Copy every line of the data that includes the string "this".
-- Begin Exercise data --
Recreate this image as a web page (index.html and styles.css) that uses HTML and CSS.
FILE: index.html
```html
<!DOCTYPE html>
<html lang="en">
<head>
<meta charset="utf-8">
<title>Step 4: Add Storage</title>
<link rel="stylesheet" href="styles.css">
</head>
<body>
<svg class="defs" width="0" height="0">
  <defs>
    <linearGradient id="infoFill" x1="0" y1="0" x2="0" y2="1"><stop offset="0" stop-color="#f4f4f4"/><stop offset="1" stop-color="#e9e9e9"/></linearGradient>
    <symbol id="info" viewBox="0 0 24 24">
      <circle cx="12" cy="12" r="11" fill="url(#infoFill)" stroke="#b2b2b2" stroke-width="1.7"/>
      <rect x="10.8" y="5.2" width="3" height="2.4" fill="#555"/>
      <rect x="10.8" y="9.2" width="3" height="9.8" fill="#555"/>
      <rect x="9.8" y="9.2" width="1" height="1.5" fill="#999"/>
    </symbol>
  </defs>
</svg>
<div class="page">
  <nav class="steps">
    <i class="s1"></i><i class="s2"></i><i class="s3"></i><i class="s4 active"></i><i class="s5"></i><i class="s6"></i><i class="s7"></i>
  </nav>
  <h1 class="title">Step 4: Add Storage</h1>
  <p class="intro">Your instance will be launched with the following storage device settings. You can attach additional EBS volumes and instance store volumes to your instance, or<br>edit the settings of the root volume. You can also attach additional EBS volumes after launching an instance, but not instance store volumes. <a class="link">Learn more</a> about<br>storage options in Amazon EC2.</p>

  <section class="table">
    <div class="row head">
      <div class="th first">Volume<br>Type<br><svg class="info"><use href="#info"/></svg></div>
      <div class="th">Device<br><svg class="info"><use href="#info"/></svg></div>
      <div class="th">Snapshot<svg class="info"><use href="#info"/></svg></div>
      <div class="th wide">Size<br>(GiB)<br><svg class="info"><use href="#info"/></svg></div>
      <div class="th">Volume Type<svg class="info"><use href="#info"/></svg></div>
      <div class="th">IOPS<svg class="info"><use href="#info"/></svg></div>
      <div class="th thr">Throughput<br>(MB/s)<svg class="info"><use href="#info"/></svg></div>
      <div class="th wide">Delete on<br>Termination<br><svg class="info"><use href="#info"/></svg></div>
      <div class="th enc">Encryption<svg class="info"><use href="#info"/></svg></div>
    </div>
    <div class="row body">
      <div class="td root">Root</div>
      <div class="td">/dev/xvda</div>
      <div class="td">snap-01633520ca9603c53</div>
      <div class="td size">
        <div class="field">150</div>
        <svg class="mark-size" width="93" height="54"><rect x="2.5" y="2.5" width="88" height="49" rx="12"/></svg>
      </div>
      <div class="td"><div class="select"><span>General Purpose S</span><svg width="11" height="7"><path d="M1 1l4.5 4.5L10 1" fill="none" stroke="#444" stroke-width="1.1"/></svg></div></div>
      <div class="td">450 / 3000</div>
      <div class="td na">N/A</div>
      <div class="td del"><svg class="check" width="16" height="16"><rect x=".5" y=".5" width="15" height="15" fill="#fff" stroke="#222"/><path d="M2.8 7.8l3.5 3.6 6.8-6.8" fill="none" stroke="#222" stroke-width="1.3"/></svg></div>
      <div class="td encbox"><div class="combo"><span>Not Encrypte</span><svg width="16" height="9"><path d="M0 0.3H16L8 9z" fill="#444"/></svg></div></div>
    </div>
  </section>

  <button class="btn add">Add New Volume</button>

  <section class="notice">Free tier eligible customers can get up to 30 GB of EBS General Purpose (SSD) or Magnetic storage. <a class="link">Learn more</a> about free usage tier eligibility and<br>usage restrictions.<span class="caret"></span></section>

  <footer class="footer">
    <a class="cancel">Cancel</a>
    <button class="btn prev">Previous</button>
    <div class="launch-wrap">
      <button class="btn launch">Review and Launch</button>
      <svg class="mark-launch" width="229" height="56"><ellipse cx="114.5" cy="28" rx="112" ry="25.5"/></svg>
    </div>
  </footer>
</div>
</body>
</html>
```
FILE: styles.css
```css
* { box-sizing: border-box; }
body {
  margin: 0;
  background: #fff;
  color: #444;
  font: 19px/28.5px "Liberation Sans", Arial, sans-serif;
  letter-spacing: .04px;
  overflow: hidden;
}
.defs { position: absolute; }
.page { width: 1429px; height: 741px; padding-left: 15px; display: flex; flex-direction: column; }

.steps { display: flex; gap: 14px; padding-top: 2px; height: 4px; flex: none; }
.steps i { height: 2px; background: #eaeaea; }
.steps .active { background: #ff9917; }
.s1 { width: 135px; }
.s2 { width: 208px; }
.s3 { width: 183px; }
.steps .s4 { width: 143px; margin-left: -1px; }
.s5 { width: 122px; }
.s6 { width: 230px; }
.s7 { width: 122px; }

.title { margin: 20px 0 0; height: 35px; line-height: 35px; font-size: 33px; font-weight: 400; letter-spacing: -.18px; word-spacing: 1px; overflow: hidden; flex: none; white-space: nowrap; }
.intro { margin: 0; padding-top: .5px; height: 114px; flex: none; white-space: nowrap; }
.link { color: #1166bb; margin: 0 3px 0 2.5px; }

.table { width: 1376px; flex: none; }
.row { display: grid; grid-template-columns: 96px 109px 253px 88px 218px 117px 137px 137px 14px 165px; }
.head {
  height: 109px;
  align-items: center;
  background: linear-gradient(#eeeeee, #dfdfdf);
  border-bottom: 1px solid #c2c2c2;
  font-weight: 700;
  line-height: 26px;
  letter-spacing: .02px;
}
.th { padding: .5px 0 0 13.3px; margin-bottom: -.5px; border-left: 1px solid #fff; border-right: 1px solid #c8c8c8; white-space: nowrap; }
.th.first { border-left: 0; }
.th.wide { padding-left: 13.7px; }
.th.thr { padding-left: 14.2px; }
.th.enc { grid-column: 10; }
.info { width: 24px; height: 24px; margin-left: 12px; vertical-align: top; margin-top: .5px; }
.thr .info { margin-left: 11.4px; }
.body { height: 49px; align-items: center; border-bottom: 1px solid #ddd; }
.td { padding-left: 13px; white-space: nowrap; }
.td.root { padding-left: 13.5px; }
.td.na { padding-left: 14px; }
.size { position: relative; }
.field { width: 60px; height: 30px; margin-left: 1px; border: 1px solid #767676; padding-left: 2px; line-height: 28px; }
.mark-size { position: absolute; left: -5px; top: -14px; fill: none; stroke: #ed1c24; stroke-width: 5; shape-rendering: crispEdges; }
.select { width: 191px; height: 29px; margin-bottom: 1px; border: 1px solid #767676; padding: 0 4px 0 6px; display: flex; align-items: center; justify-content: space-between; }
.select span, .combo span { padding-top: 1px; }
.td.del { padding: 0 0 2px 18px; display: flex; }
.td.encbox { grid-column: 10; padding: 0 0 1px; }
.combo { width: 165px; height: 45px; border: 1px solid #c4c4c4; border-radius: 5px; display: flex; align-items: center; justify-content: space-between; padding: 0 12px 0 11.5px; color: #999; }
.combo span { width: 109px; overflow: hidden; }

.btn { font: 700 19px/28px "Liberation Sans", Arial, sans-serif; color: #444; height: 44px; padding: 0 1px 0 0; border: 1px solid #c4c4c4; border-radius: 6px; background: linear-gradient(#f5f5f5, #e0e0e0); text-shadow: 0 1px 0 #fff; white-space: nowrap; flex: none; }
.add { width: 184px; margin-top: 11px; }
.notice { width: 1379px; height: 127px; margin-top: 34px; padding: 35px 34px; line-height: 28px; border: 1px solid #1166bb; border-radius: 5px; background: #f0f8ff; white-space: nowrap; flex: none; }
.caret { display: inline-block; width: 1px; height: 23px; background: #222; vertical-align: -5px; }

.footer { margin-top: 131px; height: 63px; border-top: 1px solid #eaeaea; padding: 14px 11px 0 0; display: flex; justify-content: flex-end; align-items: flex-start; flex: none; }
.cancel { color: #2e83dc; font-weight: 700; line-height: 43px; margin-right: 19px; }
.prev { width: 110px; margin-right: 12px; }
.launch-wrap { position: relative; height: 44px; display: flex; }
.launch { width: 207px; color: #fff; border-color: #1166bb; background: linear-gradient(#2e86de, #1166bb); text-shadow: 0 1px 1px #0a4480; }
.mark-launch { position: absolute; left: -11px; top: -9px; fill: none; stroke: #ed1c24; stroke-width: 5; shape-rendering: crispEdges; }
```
-- End Exercise data --
-- Begin Exercise data --
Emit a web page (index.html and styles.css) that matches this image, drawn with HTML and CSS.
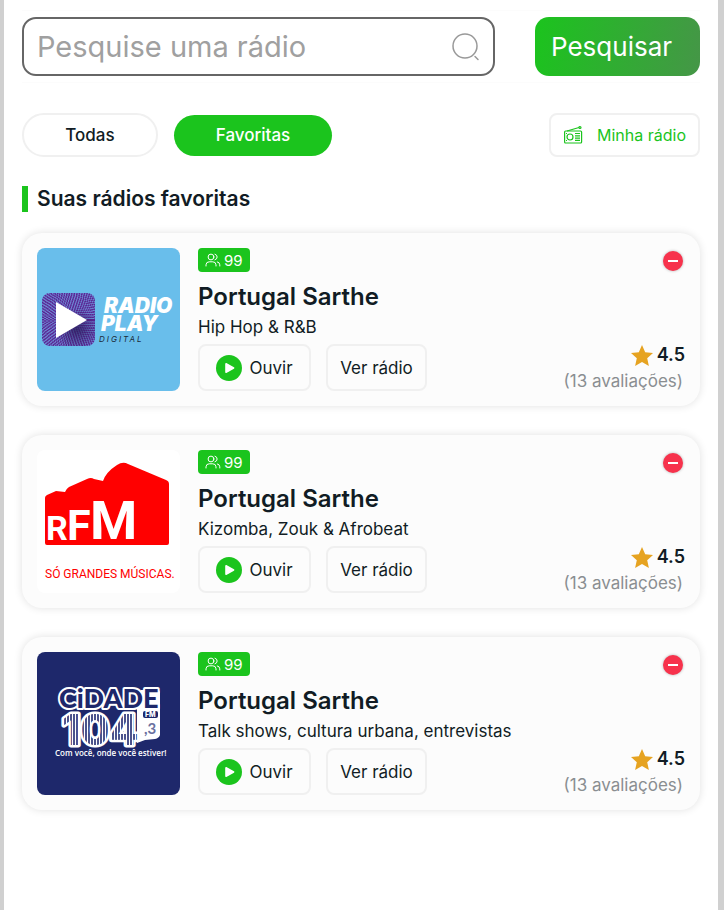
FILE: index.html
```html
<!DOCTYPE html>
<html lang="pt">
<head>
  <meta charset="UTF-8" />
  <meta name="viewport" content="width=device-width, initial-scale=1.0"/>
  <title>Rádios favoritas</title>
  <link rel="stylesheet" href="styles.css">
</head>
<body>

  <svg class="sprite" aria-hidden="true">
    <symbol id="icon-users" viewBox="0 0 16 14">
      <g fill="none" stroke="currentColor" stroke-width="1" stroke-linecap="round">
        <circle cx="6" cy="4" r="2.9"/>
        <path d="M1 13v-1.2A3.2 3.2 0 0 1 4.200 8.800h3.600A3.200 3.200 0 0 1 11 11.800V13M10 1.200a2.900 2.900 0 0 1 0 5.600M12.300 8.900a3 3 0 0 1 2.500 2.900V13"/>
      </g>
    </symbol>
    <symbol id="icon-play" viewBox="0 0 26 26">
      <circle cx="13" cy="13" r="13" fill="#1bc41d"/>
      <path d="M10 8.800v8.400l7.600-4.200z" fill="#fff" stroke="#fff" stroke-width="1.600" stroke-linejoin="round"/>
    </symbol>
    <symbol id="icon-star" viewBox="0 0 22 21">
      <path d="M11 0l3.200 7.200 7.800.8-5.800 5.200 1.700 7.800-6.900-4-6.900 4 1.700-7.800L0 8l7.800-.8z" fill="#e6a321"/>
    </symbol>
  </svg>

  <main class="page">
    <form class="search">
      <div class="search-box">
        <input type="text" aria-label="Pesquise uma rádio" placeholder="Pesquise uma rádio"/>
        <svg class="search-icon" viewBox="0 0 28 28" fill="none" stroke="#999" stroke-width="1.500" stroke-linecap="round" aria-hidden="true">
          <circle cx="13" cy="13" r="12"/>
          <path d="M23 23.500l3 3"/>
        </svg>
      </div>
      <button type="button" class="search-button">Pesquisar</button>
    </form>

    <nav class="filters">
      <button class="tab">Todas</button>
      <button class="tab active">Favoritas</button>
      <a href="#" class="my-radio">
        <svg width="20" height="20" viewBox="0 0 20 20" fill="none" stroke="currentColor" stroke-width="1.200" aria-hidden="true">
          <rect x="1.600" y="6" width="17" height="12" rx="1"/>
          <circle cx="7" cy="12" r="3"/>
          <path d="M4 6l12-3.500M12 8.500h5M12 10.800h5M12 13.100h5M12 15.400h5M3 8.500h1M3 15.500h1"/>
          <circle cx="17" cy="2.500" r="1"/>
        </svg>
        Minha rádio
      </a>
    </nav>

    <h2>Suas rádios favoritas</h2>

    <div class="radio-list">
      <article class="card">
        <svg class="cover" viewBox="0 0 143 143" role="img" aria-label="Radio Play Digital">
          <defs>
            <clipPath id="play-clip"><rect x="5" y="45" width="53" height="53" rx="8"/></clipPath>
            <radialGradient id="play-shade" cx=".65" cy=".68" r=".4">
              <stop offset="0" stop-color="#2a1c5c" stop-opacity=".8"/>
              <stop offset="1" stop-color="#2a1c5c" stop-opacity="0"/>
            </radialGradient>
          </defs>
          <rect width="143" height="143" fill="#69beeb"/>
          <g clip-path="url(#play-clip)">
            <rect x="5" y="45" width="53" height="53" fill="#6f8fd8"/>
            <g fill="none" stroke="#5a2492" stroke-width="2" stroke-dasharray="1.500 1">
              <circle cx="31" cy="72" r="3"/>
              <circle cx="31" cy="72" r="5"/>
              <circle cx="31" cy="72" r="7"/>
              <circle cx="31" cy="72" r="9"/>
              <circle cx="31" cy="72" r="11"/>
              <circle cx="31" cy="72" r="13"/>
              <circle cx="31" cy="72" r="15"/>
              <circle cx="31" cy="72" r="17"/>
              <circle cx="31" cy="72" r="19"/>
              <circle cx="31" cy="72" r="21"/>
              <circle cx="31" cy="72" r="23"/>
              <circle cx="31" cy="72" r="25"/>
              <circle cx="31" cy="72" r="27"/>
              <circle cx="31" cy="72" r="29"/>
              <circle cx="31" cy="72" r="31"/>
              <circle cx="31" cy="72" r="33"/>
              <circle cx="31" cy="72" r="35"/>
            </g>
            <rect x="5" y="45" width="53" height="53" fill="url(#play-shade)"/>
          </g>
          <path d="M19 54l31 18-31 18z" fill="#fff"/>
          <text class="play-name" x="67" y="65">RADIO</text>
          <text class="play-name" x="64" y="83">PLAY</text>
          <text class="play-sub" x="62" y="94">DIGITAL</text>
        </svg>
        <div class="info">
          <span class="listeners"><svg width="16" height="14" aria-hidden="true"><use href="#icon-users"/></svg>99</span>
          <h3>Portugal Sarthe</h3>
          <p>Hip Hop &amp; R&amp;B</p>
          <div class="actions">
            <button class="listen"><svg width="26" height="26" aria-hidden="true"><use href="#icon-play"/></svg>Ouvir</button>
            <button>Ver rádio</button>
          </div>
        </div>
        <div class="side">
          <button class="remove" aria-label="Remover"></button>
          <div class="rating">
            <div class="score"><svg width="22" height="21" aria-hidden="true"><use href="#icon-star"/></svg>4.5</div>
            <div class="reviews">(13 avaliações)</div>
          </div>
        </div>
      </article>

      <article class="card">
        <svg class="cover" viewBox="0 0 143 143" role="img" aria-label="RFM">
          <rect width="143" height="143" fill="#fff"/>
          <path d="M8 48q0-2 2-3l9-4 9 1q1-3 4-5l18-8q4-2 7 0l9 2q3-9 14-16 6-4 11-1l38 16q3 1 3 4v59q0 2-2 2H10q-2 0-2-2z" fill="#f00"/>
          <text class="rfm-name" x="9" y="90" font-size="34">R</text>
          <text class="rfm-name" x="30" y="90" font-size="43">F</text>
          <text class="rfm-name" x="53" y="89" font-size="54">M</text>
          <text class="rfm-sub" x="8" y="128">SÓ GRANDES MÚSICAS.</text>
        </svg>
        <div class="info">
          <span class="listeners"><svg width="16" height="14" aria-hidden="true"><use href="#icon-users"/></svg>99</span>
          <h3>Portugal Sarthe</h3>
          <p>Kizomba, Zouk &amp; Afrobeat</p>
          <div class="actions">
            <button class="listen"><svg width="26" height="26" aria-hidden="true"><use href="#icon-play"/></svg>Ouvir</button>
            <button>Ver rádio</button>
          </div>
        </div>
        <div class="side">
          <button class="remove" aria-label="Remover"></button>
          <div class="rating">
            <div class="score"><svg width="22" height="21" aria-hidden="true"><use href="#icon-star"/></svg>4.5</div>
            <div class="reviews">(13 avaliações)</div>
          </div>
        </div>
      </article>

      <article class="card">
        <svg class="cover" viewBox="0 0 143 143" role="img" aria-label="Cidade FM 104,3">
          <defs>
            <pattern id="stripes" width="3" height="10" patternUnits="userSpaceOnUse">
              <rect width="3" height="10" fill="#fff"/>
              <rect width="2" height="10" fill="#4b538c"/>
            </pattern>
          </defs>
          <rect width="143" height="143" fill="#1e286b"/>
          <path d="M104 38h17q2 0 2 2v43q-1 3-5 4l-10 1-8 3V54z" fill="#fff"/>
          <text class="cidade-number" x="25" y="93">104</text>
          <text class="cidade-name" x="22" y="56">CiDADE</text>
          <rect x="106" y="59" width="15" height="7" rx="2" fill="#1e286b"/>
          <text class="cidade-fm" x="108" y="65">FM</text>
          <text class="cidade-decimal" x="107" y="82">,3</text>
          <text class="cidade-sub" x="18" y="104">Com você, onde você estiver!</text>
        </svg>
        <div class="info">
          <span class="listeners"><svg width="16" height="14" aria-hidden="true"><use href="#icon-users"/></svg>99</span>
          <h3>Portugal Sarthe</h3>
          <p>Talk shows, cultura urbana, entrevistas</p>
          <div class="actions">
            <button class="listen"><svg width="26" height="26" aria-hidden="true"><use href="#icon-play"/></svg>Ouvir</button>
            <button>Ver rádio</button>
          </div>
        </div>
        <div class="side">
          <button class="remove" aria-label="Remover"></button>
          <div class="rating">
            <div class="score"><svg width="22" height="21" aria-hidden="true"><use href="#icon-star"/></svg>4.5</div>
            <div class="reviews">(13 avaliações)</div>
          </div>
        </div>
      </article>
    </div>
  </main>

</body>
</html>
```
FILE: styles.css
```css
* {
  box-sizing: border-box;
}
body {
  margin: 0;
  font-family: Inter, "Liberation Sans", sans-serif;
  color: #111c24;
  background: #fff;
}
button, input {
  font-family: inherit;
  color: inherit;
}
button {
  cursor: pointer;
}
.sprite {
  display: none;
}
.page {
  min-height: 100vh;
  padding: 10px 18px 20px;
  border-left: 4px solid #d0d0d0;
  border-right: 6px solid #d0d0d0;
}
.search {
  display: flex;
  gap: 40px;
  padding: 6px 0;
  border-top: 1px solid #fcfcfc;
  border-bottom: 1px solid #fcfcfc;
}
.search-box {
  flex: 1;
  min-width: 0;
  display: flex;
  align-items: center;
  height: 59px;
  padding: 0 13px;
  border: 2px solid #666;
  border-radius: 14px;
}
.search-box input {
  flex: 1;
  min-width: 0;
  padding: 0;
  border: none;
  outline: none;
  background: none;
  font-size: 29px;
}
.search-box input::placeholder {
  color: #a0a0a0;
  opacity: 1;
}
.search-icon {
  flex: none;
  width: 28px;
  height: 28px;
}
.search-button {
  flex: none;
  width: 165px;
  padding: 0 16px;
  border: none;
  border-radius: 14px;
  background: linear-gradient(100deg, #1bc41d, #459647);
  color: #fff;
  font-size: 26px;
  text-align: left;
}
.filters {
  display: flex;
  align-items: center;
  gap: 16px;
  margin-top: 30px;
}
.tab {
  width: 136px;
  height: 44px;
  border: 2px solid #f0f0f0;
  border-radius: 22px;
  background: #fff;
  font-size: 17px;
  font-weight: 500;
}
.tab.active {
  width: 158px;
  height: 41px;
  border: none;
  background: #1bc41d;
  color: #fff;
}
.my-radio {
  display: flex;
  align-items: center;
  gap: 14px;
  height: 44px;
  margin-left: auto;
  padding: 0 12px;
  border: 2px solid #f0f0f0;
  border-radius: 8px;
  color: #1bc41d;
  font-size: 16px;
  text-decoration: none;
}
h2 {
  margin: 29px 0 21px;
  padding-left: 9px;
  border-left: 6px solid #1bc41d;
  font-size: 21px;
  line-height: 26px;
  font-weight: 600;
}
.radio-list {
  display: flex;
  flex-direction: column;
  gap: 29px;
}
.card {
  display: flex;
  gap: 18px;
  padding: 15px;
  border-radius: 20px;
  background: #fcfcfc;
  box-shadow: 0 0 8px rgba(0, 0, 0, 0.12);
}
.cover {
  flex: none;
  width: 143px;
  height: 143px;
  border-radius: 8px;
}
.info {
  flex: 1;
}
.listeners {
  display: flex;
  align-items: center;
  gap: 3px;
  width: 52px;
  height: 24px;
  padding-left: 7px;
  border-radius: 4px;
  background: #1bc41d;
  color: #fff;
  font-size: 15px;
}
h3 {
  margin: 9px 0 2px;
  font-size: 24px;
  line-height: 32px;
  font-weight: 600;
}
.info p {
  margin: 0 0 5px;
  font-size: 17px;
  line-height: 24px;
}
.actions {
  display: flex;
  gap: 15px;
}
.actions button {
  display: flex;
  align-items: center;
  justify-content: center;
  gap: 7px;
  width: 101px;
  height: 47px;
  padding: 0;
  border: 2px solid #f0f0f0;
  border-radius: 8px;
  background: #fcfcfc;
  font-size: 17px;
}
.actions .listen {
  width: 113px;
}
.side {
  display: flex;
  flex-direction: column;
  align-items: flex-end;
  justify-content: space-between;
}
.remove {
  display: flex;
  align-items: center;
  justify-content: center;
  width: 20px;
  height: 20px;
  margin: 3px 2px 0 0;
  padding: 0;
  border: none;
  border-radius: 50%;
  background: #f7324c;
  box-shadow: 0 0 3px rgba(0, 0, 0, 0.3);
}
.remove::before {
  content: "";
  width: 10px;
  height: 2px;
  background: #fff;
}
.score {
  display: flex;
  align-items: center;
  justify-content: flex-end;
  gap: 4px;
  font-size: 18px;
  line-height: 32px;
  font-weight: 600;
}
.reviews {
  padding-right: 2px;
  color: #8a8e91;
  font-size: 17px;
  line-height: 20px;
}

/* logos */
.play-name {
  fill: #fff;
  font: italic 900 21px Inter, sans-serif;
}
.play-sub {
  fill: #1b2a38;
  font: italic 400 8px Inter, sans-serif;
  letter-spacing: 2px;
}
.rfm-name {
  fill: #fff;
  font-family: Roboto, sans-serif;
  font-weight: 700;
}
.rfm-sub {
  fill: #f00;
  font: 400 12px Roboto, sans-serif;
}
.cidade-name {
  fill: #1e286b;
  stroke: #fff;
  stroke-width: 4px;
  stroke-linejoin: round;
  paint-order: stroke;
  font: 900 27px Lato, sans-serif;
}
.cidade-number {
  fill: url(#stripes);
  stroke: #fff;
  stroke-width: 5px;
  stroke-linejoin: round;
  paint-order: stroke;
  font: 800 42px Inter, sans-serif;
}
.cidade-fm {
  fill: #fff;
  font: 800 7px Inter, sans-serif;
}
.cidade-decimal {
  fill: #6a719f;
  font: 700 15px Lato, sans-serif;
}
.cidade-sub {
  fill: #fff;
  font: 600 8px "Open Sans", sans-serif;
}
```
-- End Exercise data --
Written solution
Recreate this image as a web page (index.html and styles.css) that uses HTML and CSS.
Emit a web page (index.html and styles.css) that matches this image, drawn with HTML and CSS.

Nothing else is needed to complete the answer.